McNulty, a member of the Pyrotechnics Guild International, is currently writing a book on the history of fireworks, which will feature his art and accompanying essays.
“Pop’s Art,” by Edie Paul, explores another meaning of “pop.” A tribute to the artist’s father, who was a graphic designer, the piece consists of an artist’s lightbox upon which samples of his work are taped, circa-1950s logos and advertisements for men’s clothing. In notes, Paul explains how her father’s tutelage inspired her own interest in the arts and, later, her career as a graphic artist.
Beth Alice’s “No Pop in Gym” is a sweetly nostalgic multimedia piece.

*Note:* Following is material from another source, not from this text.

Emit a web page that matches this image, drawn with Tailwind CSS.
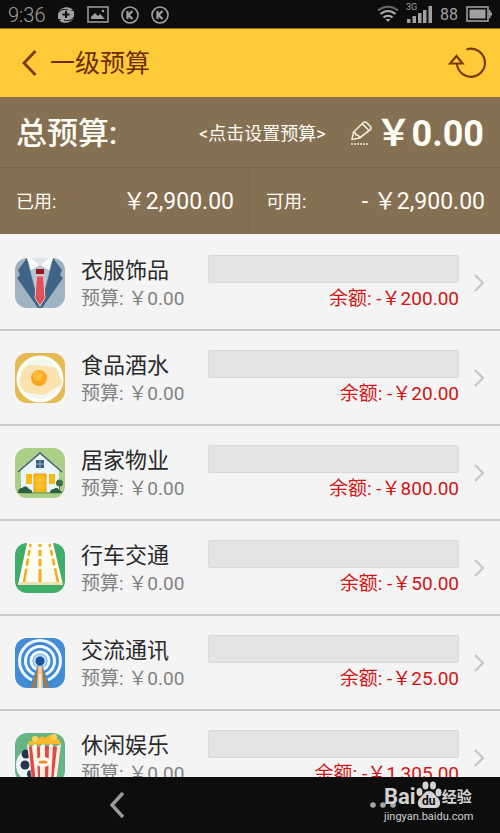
<!DOCTYPE html>
<html lang="zh-CN">
<head>
  <meta charset="UTF-8"/>
  <meta name="viewport" content="width=device-width, initial-scale=1.0"/>
  <title>一级预算</title>
  <script src="https://cdn.jsdelivr.net/npm/@tailwindcss/browser@4"></script>
</head>
<body class="h-screen flex flex-col overflow-hidden bg-[#f4f4f4] font-['Roboto','Noto_Sans_CJK_SC',sans-serif]">

  <!-- Status bar -->
  <div class="h-7 shrink-0 bg-[#0d0d0d] text-[#a0a0a0] flex items-center justify-between pl-2 pr-2">
    <div class="flex items-center gap-3 pt-[2px]">
      <span class="text-xl leading-6 font-light">9:36</span>
      <svg class="w-[18px] h-[18px]" viewBox="0 0 18 18">
        <path d="M1 7C3 1 12-1 16 4l-3 1h4v6c-2 6-11 8-15 3l3-1H1z" fill="#a0a0a0"/>
        <path d="M1 7c3-4 7-4 10-3M17 11c-3 4-7 4-10 3" fill="none" stroke="#0d0d0d" stroke-width="1"/>
        <path d="M9 5v7M5.500 8.500h7" stroke="#0d0d0d" stroke-width="2"/>
      </svg>
      <svg class="w-[22px] h-[18px]" viewBox="0 0 22 18" fill="#a0a0a0">
        <rect x="1" y="1" width="20" height="15" fill="none" stroke="#a0a0a0" stroke-width="1.500"/>
        <path d="M4 13v-2l4-4 3 3 2-2 5 5z"/><circle cx="16" cy="5" r="1.300"/>
      </svg>
      <svg class="w-[18px] h-[18px]" viewBox="0 0 18 18" fill="none" stroke="#a0a0a0">
        <circle cx="9" cy="9" r="8" stroke-width="1.600"/><path d="M6.500 5v8M11.500 5L7.500 9l4 4" stroke-width="2.200"/>
      </svg>
      <svg class="w-[18px] h-[18px]" viewBox="0 0 18 18" fill="none" stroke="#a0a0a0">
        <circle cx="9" cy="9" r="8" stroke-width="1.600"/><path d="M6.500 5v8M11.500 5L7.500 9l4 4" stroke-width="2.200"/>
      </svg>
    </div>
    <div class="flex items-center gap-2">
      <svg class="w-[22px] h-[18px]" viewBox="0 0 22 18" fill="none" stroke="#b0b0b0" stroke-width="2">
        <path d="M1 5.500C7 .5 15 .5 21 5.500" stroke="#6a6a6a"/>
        <path d="M3.500 9C8 5 14 5 18.500 9M6.500 12.500C9 10 13 10 15.500 12.500"/>
        <path d="M8.500 14h5L11 17z" fill="#b0b0b0" stroke="none"/>
      </svg>
      <div class="relative">
        <span class="absolute -left-px -top-1 text-[9px] leading-3">3G</span>
        <svg class="block w-[25px] h-[18px]" viewBox="0 0 25 18" fill="#a0a0a0">
          <path d="M0 14h3.500v4H0zM5.500 11H9v7H5.500zM11 8h3.500v10H11zM16 5h3.500v13H16zM21.500 1H25v17h-3.500z"/>
        </svg>
      </div>
      <span class="text-base leading-6 pt-[2px]">88</span>
      <svg class="w-[26px] h-4" viewBox="0 0 26 16">
        <rect x="1" y="1" width="21" height="14" fill="none" stroke="#a0a0a0" stroke-width="1.600"/>
        <path d="M3.500 3.500h16v9h-16zM23 4h1.500v2.500H26v3h-1.500V12H23z" fill="#a0a0a0"/>
      </svg>
    </div>
  </div>

  <!-- Header -->
  <header class="h-[69px] shrink-0 bg-[#ffca37] border-t border-[#8a6a1c] flex items-center justify-between pl-5 pr-3 text-[#6b2d05]">
    <div class="flex items-center gap-3">
      <button type="button" aria-label="返回">
        <svg class="block w-[18px] h-7" viewBox="0 0 18 28" fill="none" stroke="#7d3a08" stroke-width="2.800"><path d="M15.500 2L4 14l11.500 12"/></svg>
      </button>
      <h1 class="text-[25px] leading-9 pt-[2px]">一级预算</h1>
    </div>
    <button type="button" aria-label="刷新">
      <svg class="block w-10 h-9" viewBox="0 0 40 36" fill="none" stroke="#7d3a08" stroke-width="2.200">
        <path d="M18.500 4.500A14 14 0 1 1 9 19"/><path d="M2 18.500h12.500L8.500 11z"/>
      </svg>
    </button>
  </header>

  <!-- Budget summary -->
  <section class="shrink-0 bg-[#857053] text-[#fffdf5]">
    <div class="h-[71px] flex items-center border-b border-[#78654a] px-4 pt-1">
      <h2 class="flex-1 text-[31px] leading-10 font-medium">总预算:</h2>
      <button type="button" class="flex items-center gap-6 text-lg leading-7">
        <span>&lt;点击设置预算&gt;</span>
        <svg class="w-[22px] h-[26px]" viewBox="0 0 22 26" fill="none" stroke="#f3ecdc" stroke-width="1.600" stroke-linejoin="round">
          <path d="M2 18.500L3.500 11 13.500 1.500q1.500-1 3 0l4 4q1 1.500 0 3L9.500 17zM12.500 3l6.500 6.500M3.500 11.500l2 .5.500 2 2.500.5 1 2.500"/>
          <path d="M1 23h18" stroke-dasharray="2 1"/>
        </svg>
      </button>
      <strong class="text-4xl leading-10 font-bold ml-1">￥0.00</strong>
    </div>
    <div class="h-[66px] grid grid-cols-2">
      <div class="flex items-center justify-between pt-[2px] pl-4 pr-[15px] border-r border-[#78654a]">
        <span class="text-lg">已用:</span>
        <span class="text-[23px]">￥2,900.00</span>
      </div>
      <div class="flex items-center justify-between pt-[2px] pl-4 pr-[15px]">
        <span class="text-lg">可用:</span>
        <span class="text-[23px]">- ￥2,900.00</span>
      </div>
    </div>
  </section>

  <!-- Categories -->
  <main class="flex-1 min-h-0 overflow-hidden pt-[2px]">
    <ul id="budgetList"></ul>
  </main>

  <!-- Navigation bar -->
  <footer class="relative h-14 shrink-0 bg-[#0d0d0d] flex items-center justify-between pl-[108px] pr-[104px]">
    <button type="button" aria-label="后退">
      <svg class="block w-[18px] h-7" viewBox="0 0 18 28" fill="none" stroke="#9a9a9a" stroke-width="3.400"><path d="M15 2L4 14l11 12"/></svg>
    </button>
    <button type="button" aria-label="更多">
      <svg class="block w-[26px] h-2" viewBox="0 0 26 8" fill="#a5a5a5"><circle cx="3" cy="4" r="2.800"/><circle cx="13" cy="4" r="2.800"/><circle cx="23" cy="4" r="2.800"/></svg>
    </button>
    <div class="absolute right-6 top-1 w-[92px] text-[#d2d2d2]">
      <div class="flex items-end h-7">
        <span class="text-[22px] leading-6 font-bold">Bai</span>
        <svg class="w-[26px] h-7 shrink-0" viewBox="0 0 26 28" fill="#d2d2d2">
          <ellipse cx="3.500" cy="11" rx="3" ry="4"/><ellipse cx="9.500" cy="4.500" rx="3" ry="4"/>
          <ellipse cx="17" cy="4.500" rx="3" ry="4"/><ellipse cx="22.500" cy="11.500" rx="3" ry="4"/>
          <path d="M13 10c4 0 5 3 8 6 5 4 4 12-3 11H8c-7 1-8-7-3-11 3-3 4-6 8-6z"/>
          <text x="6" y="24" font-size="12" font-weight="bold" fill="#0d0d0d">du</text>
        </svg>
        <span class="text-[15px] leading-6 font-bold whitespace-nowrap">经验</span>
      </div>
      <p class="text-[11px] leading-4 whitespace-nowrap">jingyan.baidu.com</p>
    </div>
  </footer>

  <script>
    const categories = [
      {
        name: '衣服饰品', budget: '￥0.00', left: '-￥200.00',
        icon: `<rect width="50" height="50" fill="#9fb3c1"/>
          <path d="M13 0h24L25 50z" fill="#b6c4cf"/>
          <path d="M12 0L3 12l2 5-3 3 21 30h2L14 9z" fill="#3f6485"/>
          <path d="M38 0l9 12-2 5 3 3-21 30h-2L36 9z" fill="#3f6485"/>
          <path d="M12 0h26l-4 12-9-5-9 5z" fill="#fff"/>
          <path d="M16 0h18l-9 8z" fill="#dfe7ee"/>
          <path d="M21 11h8v5h-8z" fill="#96151f"/>
          <path d="M21.500 18h7l1.500 22-5 8-5-8z" fill="#e0505a" stroke="#f3d9dc" stroke-width=".8"/>`
      },
      {
        name: '食品酒水', budget: '￥0.00', left: '-￥20.00',
        icon: `<rect width="50" height="50" fill="#e3bb52"/>
          <circle cx="25" cy="26" r="23.500" fill="#fffef8"/><circle cx="25" cy="26" r="20" fill="#f4f6ee"/>
          <path d="M5 25c1-7 5-13 12-13 6 0 13 1 20 2 7 1 6 7 10 14 1 6-7 5-12 10-4 4-8 5-13 3-6-1-11 0-14-4-3-3-4-8-3-12z" fill="#fbe3b0"/>
          <circle cx="24" cy="25" r="8" fill="#fca51e"/><circle cx="23" cy="23" r="5" fill="#fdbb3b"/>`
      },
      {
        name: '居家物业', budget: '￥0.00', left: '-￥800.00',
        icon: `<rect width="50" height="50" fill="#abcf86"/>
          <path d="M6 22L25 6l19 16v23H6z" fill="#e9f4fb"/>
          <path d="M3 24L25 5l22 19" fill="none" stroke="#4a6076" stroke-width="1.500"/>
          <path d="M21 12h8v8h-8z" fill="#395d7d"/><path d="M25 12v8M21 16h8" stroke="#a9c0d2" stroke-width=".8"/>
          <path d="M11 26h6v10h-6zM34 26h6v10h-6z" fill="#fdb813"/>
          <path d="M19 26h12v18H19z" fill="#fdb813" stroke="#e09c17"/><path d="M25 26v18M19 32h12M19 38h12" stroke="#f0d06d" stroke-width=".7"/>
          <path d="M6 45h39" stroke="#8bb36c" stroke-width="2"/>
          <path d="M3 45q0-5 4-5 4-4 7 1 4 1 3 4zM35 45q0-4 4-4 3-3 5 1 3 1 3 3z" fill="#295f43"/>
          <path d="M44.500 34v9" stroke="#7b5934"/><circle cx="44.500" cy="35" r="3.500" fill="#3c7049"/>`
      },
      {
        name: '行车交通', budget: '￥0.00', left: '-￥50.00',
        icon: `<rect width="50" height="50" fill="#3fae6a"/>
          <path d="M12 0h26l10 42H3z" fill="#fffdf0"/><path d="M3 39h44l1 3H3z" fill="#f1dfb1"/>
          <path d="M15.500 1L9 39M34.500 1L43 39" stroke="#f3aa21" stroke-width="2.500" stroke-dasharray="3 3 6 3 7 3 14"/>
          <path d="M25 1v38" stroke="#f3aa21" stroke-width="3" stroke-dasharray="3 3 6 3 7 3 14"/>`
      },
      {
        name: '交流通讯', budget: '￥0.00', left: '-￥25.00',
        icon: `<rect width="50" height="50" fill="#448bd6"/>
          <g fill="none" stroke="#eff8ff" stroke-width="3"><circle cx="25" cy="23" r="20.500"/><circle cx="25" cy="23" r="14.500"/><circle cx="25" cy="23" r="9"/></g>
          <circle cx="25" cy="23" r="7" fill="#b7dbf5"/>
          <path d="M23 27L14 50h22L27 27z" fill="#448bd6"/>
          <circle cx="25" cy="23" r="4.500" fill="#17549b"/>
          <path d="M23 28L16 50h3.500L25 30l5.500 20H34L27 28z" fill="#a17a4c"/><path d="M23 28h4l1 22h-6z" fill="#f6c993"/><path d="M25 36v14" stroke="#fff" stroke-width="1.500"/>`
      },
      {
        name: '休闲娱乐', budget: '￥0.00', left: '-￥1,305.00',
        icon: `<rect width="50" height="50" fill="#67b585"/>
          <circle cx="18" cy="32" r="17" fill="#eef3f7"/>
          <g fill="#25364b"><circle cx="11" cy="21" r="4.500"/><circle cx="10" cy="32" r="4.500"/><circle cx="16" cy="41" r="4"/></g>
          <path d="M13 12q0-5 5-4 1-7 6-3 4-3 6 0 6-6 9 0 6 0 7 6z" fill="#f7b92e"/>
          <circle cx="20" cy="6" r="3" fill="#fdd05c"/><circle cx="39" cy="4" r="3" fill="#fdd05c"/>
          <path d="M12 11l4 3 4-3 4 3 4-3 4 3 4-3 4 3 6-3-5 39H17z" fill="#fff0df"/>
          <path d="M14 13l3 1 4 36h-4zM22 13l3 1v36h-2zM30 13h4l-1 37h-3zM38 13l4 1-4 36h-2z" fill="#dd4a48"/>
          <ellipse cx="28" cy="29" rx="8" ry="5" fill="#fff6e8"/><ellipse cx="28" cy="29" rx="4.500" ry="1.500" fill="#ee8b2d"/>`
      }
    ];

    document.getElementById('budgetList').innerHTML = categories.map(item => `
      <li class="h-[95px] border-b-2 border-[#cbcbcb]">
        <a href="#" class="h-full flex items-center pl-[15px] pr-[15px]">
          <svg class="w-[50px] h-[50px] rounded-xl shrink-0" viewBox="0 0 50 50">${item.icon}</svg>
          <div class="w-[127px] shrink-0 pl-4 pt-1">
            <h3 class="text-[22px] leading-7 text-[#2a2a2a]">${item.name}</h3>
            <p class="text-[19px] leading-7 text-[#828282] whitespace-nowrap">预算: ${item.budget}</p>
          </div>
          <div class="flex-1 ml-4 pt-[2px]">
            <div class="h-7 border border-[#d9d9d9] bg-[#e4e4e4] rounded-xs"></div>
            <p class="mt-[2px] text-[19px] leading-7 text-[#cf1616] text-right whitespace-nowrap">余额: ${item.left}</p>
          </div>
          <svg class="w-3 h-5 ml-[14px] shrink-0" viewBox="0 0 12 20" fill="none" stroke="#c6c6c6" stroke-width="2.200"><path d="M2 2l8 8-8 8"/></svg>
        </a>
      </li>`).join('');
  </script>
</body>
</html>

A hand-painted, black-and-white sign reads “No Pop in Gym,” an exhortation taken from the artist’s nephew’s graduation, where signs with the same warning were posted. Festooned with red, white and blue star-shaped lights and metallic tinsel, the piece has a distinctly patriotic and festive feel. In an era where metal detectors and security guards frisk students for hidden weapons and drugs, the sign’s charming earnestness evokes a less-complicated past.
In a nod to one of the most recognizable figures in pop art, “Marilyn” by Ken Hines plays on Andy Warhol’s iconic four-square portrait of Marilyn Monroe. The ubiquitous image, transferred onto an illuminated plastic box, is deliberately ambiguous in intent: It could be high art when seen in a gallery, or a cleverly kitschy wall lamp when hung in your living room. The piece’s mutability, shifting from fine art to commercial product and back, would undoubtedly please Warhol.
Late in the evening, a strange figure appeared out of the darkness: McNulty, on old-fashioned roller skates, with a sparkler in each hand. Frowning in concentration, he sailed backwards through the parking lot, trailing shimmering golden sparks. A contingent of little girls, who had also been provided with sparklers, waved their arms in arcs of fizzing light. Hitting an irregularity in the pavement, McNulty stumbled on his skates, briefly setting his pants on fire. Calmly, he put himself out, and the show went on.